When asked to tell the judges what his motivation for testifying for Mr. Taylor was, Mr. Sesay said that “it was because I used to hear on radio [UN Radio] when my colleague RUF were coming here to say things against me… And they were saying that the way Issa left [RUF leader] Mr Sankoh in jail and disarmed the RUF, we too would prosecute him until he dies in jail. I heard my colleagues saying a lot about Issa, things that Issa didn’t do.”
“So when Mr Taylor’s lawyers told my lawyers that they would need me as a witness, I said: Well, the lies in this case are too much. Let me too go there and give my own account. My colleague RUFs want to destroy me because they are saying that the person who had their future, that is Mr Sankoh, I had betrayed Mr Sankoh, so they were going to make sure that Issa dies in prison. So that was why I came here,” Mr. Sesay added.
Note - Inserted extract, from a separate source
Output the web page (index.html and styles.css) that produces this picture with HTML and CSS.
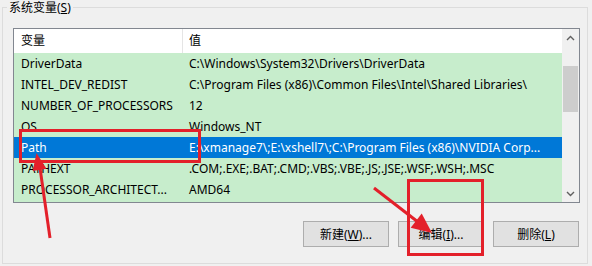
FILE: index.html
```html
<html>

<head>
  <link rel="stylesheet" href="styles.css">
</head>

<body>
  <div class="page">
    <div class="group">
      <div class="group-title">系统变量(<u>S</u>)</div>
      <div class="list">
        <div class="list-main">
          <div class="list-head">
            <div class="col-name">变量</div>
            <div class="col-value">值</div>
          </div>
          <div class="list-body">
            <div class="row">
              <div class="col-name">DriverData</div>
              <div class="col-value">C:\Windows\System32\Drivers\DriverData</div>
            </div>
            <div class="row">
              <div class="col-name">INTEL_DEV_REDIST</div>
              <div class="col-value">C:\Program Files (x86)\Common Files\Intel\Shared Libraries\</div>
            </div>
            <div class="row">
              <div class="col-name">NUMBER_OF_PROCESSORS</div>
              <div class="col-value">12</div>
            </div>
            <div class="row">
              <div class="col-name">OS</div>
              <div class="col-value">Windows_NT</div>
            </div>
            <div class="row selected">
              <div class="col-name">Path</div>
              <div class="col-value">E:\xmanage7\;E:\xshell7\;C:\Program Files (x86)\NVIDIA Corp...</div>
            </div>
            <div class="row">
              <div class="col-name">PATHEXT</div>
              <div class="col-value">.COM;.EXE;.BAT;.CMD;.VBS;.VBE;.JS;.JSE;.WSF;.WSH;.MSC</div>
            </div>
            <div class="row">
              <div class="col-name">PROCESSOR_ARCHITECT...</div>
              <div class="col-value">AMD64</div>
            </div>
          </div>
        </div>
        <div class="scrollbar">
          <div class="sb-arrow">
            <svg width="9" height="6" viewBox="0 0 9 6"><path d="M1 5 L4.5 1.5 L8 5" fill="none" stroke="#606060" stroke-width="1.4"/></svg>
          </div>
          <div class="sb-track">
            <div class="sb-thumb"></div>
          </div>
          <div class="sb-arrow">
            <svg width="9" height="6" viewBox="0 0 9 6"><path d="M1 1 L4.5 4.5 L8 1" fill="none" stroke="#606060" stroke-width="1.4"/></svg>
          </div>
        </div>
      </div>
      <div class="buttons">
        <button>新建(<u>W</u>)...</button>
        <button>编辑(<u>I</u>)...</button>
        <button>删除(<u>L</u>)</button>
      </div>
    </div>

    <!-- red annotations drawn on top of the dialog -->
    <svg class="marks" width="592" height="266" viewBox="0 0 592 266">
      <g fill="none" stroke="#e3202a" stroke-width="3">
        <rect x="20.5" y="130.5" width="179" height="31" />
        <rect x="408.5" y="180.5" width="74" height="74" />
        <line x1="50" y1="238" x2="40" y2="168" />
        <line x1="374" y1="188" x2="418" y2="222" />
      </g>
      <g fill="#e3202a">
        <polygon points="36.5,153 46.5,168.7 32.7,170.9" />
        <polygon points="432,233 410.7,227.8 421.7,213.6" />
      </g>
    </svg>
  </div>
</body>

</html>
```

FILE: styles.css
```css
body {
  margin: 0;
  background-color: #f0f0f0;
  font-family: "Noto Sans", "Noto Sans CJK SC", sans-serif;
  font-size: 12px;
  color: #000;
}

.page {
  position: relative;
  width: 592px;
  height: 266px;
  overflow: hidden;
}

.group {
  position: relative;
  box-sizing: border-box;
  height: 257px;
  margin: 7px 4px 0 2px;
  padding: 20px 7px 0 10px;
  border: 1px solid #dcdcdc;
}

.group-title {
  position: absolute;
  top: -7px;
  left: 4px;
  padding: 0 2px;
  line-height: 14px;
  background-color: #f0f0f0;
}

.list {
  display: flex;
  box-sizing: border-box;
  height: 175px;
  border: 1px solid #828790;
}

.list-main {
  flex: 1;
  display: flex;
  flex-direction: column;
  overflow: hidden;
}

.list-head {
  display: flex;
  height: 24px;
  line-height: 24px;
  background-color: #fff;
}

.list-head .col-name {
  border-right: 1px solid #e5e5e5;
}

.list-body {
  flex: 1;
  background-color: #c7edcc;
}

.row {
  display: flex;
  height: 21px;
  line-height: 21px;
}

.row.selected {
  background-color: #0078d7;
  color: #fff;
}

.col-name {
  box-sizing: border-box;
  width: 169px;
  flex-shrink: 0;
  padding-left: 7px;
  white-space: nowrap;
  overflow: hidden;
}

.col-value {
  flex: 1;
  padding-left: 6px;
  white-space: nowrap;
  overflow: hidden;
}

.scrollbar {
  display: flex;
  flex-direction: column;
  width: 17px;
  background-color: #f0f0f0;
}

.sb-arrow {
  display: flex;
  height: 17px;
  align-items: center;
  justify-content: center;
}

.sb-track {
  flex: 1;
}

.sb-thumb {
  height: 46px;
  margin: 20px 1px 0 1px;
  background-color: #cdcdcd;
}

.buttons {
  display: flex;
  justify-content: flex-end;
  gap: 9px;
  margin-top: 18px;
  padding-right: 1px;
}

button {
  width: 86px;
  height: 26px;
  padding: 0;
  border: 1px solid #adadad;
  background-color: #e1e1e1;
  font-family: inherit;
  font-size: 12px;
  color: #000;
}

.marks {
  position: absolute;
  top: 0;
  left: 0;
}
```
This statment from Mr. Sesay prompted a response from the Presiding Judge of the Trial Chamber Justice Julia Sebutinde that “But, Mr Sesay, this is not your trial. So whatever you say here has no bearing on the sentence that you are serving. I don’t understand that kind of reasoning. How does this clear your name? This is Mr Taylor’s trial, not yours.”
“Yes, my Lord. I know that it is not my trial, but it is for people, those who are following up on the Court, for them to know my own part of the story, because a lot of things that they said against me here are not true,” Mr. Sesay replied to the presiding judge’s comment.
Mr. Sesay reiterated that he is not hoping that Mr. Taylor would help free him from his 52 year jail setnetnec if he (Taylor) is acquitted of the charges against him.
As Mr. Sesay concluded his testimony, defense lawyers recalled Mr. Taylor’s 20th defense witness, DCT-008 a former radio operator in Liberia who told the court on Tuesday that members of Mr. Taylor’s security aparatus, including Benjamin Yeaten, the former Director of Special Security Services had dealings with RUF commanders without Mr. Taylor’s knowledge.
As he continued his testimony today, the witness spoke about trips made to Liberia by RUF commader Sam Bockarie and other Sierra Leonean rebel commanders during which they held meetings with Mr. Yeaten about their operations in Sierra Leone. Mr. Taylor, he said, did not know about all of these.
DCT-008’s testimony continues on Monday.